━━ Supplied information ━━
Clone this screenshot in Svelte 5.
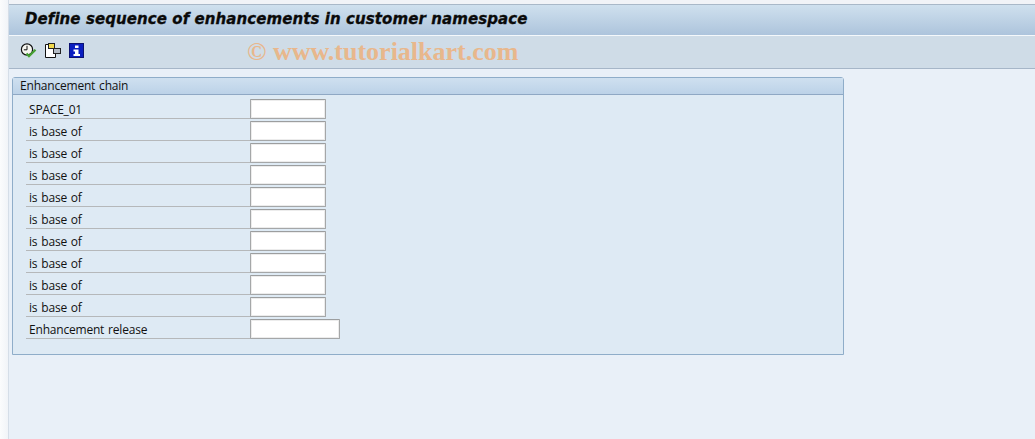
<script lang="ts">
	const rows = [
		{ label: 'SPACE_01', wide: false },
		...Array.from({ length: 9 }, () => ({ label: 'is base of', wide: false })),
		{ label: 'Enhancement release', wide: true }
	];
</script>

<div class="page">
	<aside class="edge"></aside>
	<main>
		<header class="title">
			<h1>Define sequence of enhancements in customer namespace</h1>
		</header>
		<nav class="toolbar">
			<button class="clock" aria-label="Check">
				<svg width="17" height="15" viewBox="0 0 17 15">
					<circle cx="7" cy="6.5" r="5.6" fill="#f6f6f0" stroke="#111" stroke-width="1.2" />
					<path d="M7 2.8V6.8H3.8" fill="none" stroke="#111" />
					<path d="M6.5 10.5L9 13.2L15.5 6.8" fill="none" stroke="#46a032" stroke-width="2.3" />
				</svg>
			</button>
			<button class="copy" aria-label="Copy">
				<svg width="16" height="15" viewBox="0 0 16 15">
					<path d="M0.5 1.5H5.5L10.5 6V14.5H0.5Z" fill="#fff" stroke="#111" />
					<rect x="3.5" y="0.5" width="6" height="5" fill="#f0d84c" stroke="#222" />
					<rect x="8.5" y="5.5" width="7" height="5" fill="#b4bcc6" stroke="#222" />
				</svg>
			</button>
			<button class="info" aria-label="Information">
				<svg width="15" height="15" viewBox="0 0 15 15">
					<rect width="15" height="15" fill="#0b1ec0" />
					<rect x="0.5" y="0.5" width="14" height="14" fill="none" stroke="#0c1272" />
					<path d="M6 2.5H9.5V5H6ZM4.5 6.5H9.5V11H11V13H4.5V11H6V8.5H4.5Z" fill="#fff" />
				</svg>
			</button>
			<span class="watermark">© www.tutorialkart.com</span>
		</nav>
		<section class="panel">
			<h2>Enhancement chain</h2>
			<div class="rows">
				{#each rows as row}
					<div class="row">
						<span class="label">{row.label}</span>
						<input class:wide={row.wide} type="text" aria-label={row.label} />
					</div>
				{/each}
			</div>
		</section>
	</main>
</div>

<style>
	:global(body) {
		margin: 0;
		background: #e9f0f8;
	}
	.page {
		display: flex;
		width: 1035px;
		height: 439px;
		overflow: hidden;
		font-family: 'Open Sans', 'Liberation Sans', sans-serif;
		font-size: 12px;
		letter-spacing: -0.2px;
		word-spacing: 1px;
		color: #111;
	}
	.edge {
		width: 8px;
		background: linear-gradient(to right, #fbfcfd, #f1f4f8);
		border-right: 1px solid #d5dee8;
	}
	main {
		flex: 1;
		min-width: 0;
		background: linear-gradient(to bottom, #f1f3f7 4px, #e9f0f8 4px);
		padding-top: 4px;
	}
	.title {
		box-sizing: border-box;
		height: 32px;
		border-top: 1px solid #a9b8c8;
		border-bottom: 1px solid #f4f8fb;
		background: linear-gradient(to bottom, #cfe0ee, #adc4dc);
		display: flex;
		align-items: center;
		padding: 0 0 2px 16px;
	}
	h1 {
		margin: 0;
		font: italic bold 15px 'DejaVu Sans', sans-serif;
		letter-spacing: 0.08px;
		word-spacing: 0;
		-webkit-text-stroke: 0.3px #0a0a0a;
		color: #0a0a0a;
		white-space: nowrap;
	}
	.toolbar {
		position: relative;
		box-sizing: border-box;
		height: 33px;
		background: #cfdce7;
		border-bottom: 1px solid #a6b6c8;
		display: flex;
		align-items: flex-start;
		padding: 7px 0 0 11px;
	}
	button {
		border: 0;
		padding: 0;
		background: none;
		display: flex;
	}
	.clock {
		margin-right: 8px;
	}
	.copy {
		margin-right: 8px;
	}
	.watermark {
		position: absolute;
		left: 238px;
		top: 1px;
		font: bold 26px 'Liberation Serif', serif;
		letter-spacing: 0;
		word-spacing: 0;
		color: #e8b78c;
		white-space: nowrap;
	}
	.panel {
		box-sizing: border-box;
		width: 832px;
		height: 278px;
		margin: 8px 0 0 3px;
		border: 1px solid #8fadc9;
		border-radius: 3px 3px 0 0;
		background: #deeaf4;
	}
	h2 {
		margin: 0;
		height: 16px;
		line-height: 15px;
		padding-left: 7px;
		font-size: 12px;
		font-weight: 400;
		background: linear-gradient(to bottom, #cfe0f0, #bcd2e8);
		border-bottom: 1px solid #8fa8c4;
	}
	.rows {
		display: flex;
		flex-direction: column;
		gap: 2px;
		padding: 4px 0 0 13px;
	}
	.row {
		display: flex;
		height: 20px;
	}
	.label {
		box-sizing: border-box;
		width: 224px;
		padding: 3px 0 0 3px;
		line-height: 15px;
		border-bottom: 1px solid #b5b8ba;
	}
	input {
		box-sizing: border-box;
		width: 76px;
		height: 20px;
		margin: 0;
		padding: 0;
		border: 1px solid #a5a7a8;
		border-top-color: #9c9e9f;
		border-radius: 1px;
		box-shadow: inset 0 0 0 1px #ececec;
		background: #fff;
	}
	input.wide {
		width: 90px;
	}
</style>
━━━
# What is required
In this exercise, set down all of the data exactly, without the pictures.

# Answer below
Clone this screenshot in Svelte 5.
<script lang="ts">
	const rows = [
		{ label: 'SPACE_01', wide: false },
		...Array.from({ length: 9 }, () => ({ label: 'is base of', wide: false })),
		{ label: 'Enhancement release', wide: true }
	];
</script>

<div class="page">
	<aside class="edge"></aside>
	<main>
		<header class="title">
			<h1>Define sequence of enhancements in customer namespace</h1>
		</header>
		<nav class="toolbar">
			<button class="clock" aria-label="Check">
				<svg width="17" height="15" viewBox="0 0 17 15">
					<circle cx="7" cy="6.5" r="5.6" fill="#f6f6f0" stroke="#111" stroke-width="1.2" />
					<path d="M7 2.8V6.8H3.8" fill="none" stroke="#111" />
					<path d="M6.5 10.5L9 13.2L15.5 6.8" fill="none" stroke="#46a032" stroke-width="2.3" />
				</svg>
			</button>
			<button class="copy" aria-label="Copy">
				<svg width="16" height="15" viewBox="0 0 16 15">
					<path d="M0.5 1.5H5.5L10.5 6V14.5H0.5Z" fill="#fff" stroke="#111" />
					<rect x="3.5" y="0.5" width="6" height="5" fill="#f0d84c" stroke="#222" />
					<rect x="8.5" y="5.5" width="7" height="5" fill="#b4bcc6" stroke="#222" />
				</svg>
			</button>
			<button class="info" aria-label="Information">
				<svg width="15" height="15" viewBox="0 0 15 15">
					<rect width="15" height="15" fill="#0b1ec0" />
					<rect x="0.5" y="0.5" width="14" height="14" fill="none" stroke="#0c1272" />
					<path d="M6 2.5H9.5V5H6ZM4.5 6.5H9.5V11H11V13H4.5V11H6V8.5H4.5Z" fill="#fff" />
				</svg>
			</button>
			<span class="watermark">© www.tutorialkart.com</span>
		</nav>
		<section class="panel">
			<h2>Enhancement chain</h2>
			<div class="rows">
				{#each rows as row}
					<div class="row">
						<span class="label">{row.label}</span>
						<input class:wide={row.wide} type="text" aria-label={row.label} />
					</div>
				{/each}
			</div>
		</section>
	</main>
</div>

<style>
	:global(body) {
		margin: 0;
		background: #e9f0f8;
	}
	.page {
		display: flex;
		width: 1035px;
		height: 439px;
		overflow: hidden;
		font-family: 'Open Sans', 'Liberation Sans', sans-serif;
		font-size: 12px;
		letter-spacing: -0.2px;
		word-spacing: 1px;
		color: #111;
	}
	.edge {
		width: 8px;
		background: linear-gradient(to right, #fbfcfd, #f1f4f8);
		border-right: 1px solid #d5dee8;
	}
	main {
		flex: 1;
		min-width: 0;
		background: linear-gradient(to bottom, #f1f3f7 4px, #e9f0f8 4px);
		padding-top: 4px;
	}
	.title {
		box-sizing: border-box;
		height: 32px;
		border-top: 1px solid #a9b8c8;
		border-bottom: 1px solid #f4f8fb;
		background: linear-gradient(to bottom, #cfe0ee, #adc4dc);
		display: flex;
		align-items: center;
		padding: 0 0 2px 16px;
	}
	h1 {
		margin: 0;
		font: italic bold 15px 'DejaVu Sans', sans-serif;
		letter-spacing: 0.08px;
		word-spacing: 0;
		-webkit-text-stroke: 0.3px #0a0a0a;
		color: #0a0a0a;
		white-space: nowrap;
	}
	.toolbar {
		position: relative;
		box-sizing: border-box;
		height: 33px;
		background: #cfdce7;
		border-bottom: 1px solid #a6b6c8;
		display: flex;
		align-items: flex-start;
		padding: 7px 0 0 11px;
	}
	button {
		border: 0;
		padding: 0;
		background: none;
		display: flex;
	}
	.clock {
		margin-right: 8px;
	}
	.copy {
		margin-right: 8px;
	}
	.watermark {
		position: absolute;
		left: 238px;
		top: 1px;
		font: bold 26px 'Liberation Serif', serif;
		letter-spacing: 0;
		word-spacing: 0;
		color: #e8b78c;
		white-space: nowrap;
	}
	.panel {
		box-sizing: border-box;
		width: 832px;
		height: 278px;
		margin: 8px 0 0 3px;
		border: 1px solid #8fadc9;
		border-radius: 3px 3px 0 0;
		background: #deeaf4;
	}
	h2 {
		margin: 0;
		height: 16px;
		line-height: 15px;
		padding-left: 7px;
		font-size: 12px;
		font-weight: 400;
		background: linear-gradient(to bottom, #cfe0f0, #bcd2e8);
		border-bottom: 1px solid #8fa8c4;
	}
	.rows {
		display: flex;
		flex-direction: column;
		gap: 2px;
		padding: 4px 0 0 13px;
	}
	.row {
		display: flex;
		height: 20px;
	}
	.label {
		box-sizing: border-box;
		width: 224px;
		padding: 3px 0 0 3px;
		line-height: 15px;
		border-bottom: 1px solid #b5b8ba;
	}
	input {
		box-sizing: border-box;
		width: 76px;
		height: 20px;
		margin: 0;
		padding: 0;
		border: 1px solid #a5a7a8;
		border-top-color: #9c9e9f;
		border-radius: 1px;
		box-shadow: inset 0 0 0 1px #ececec;
		background: #fff;
	}
	input.wide {
		width: 90px;
	}
</style>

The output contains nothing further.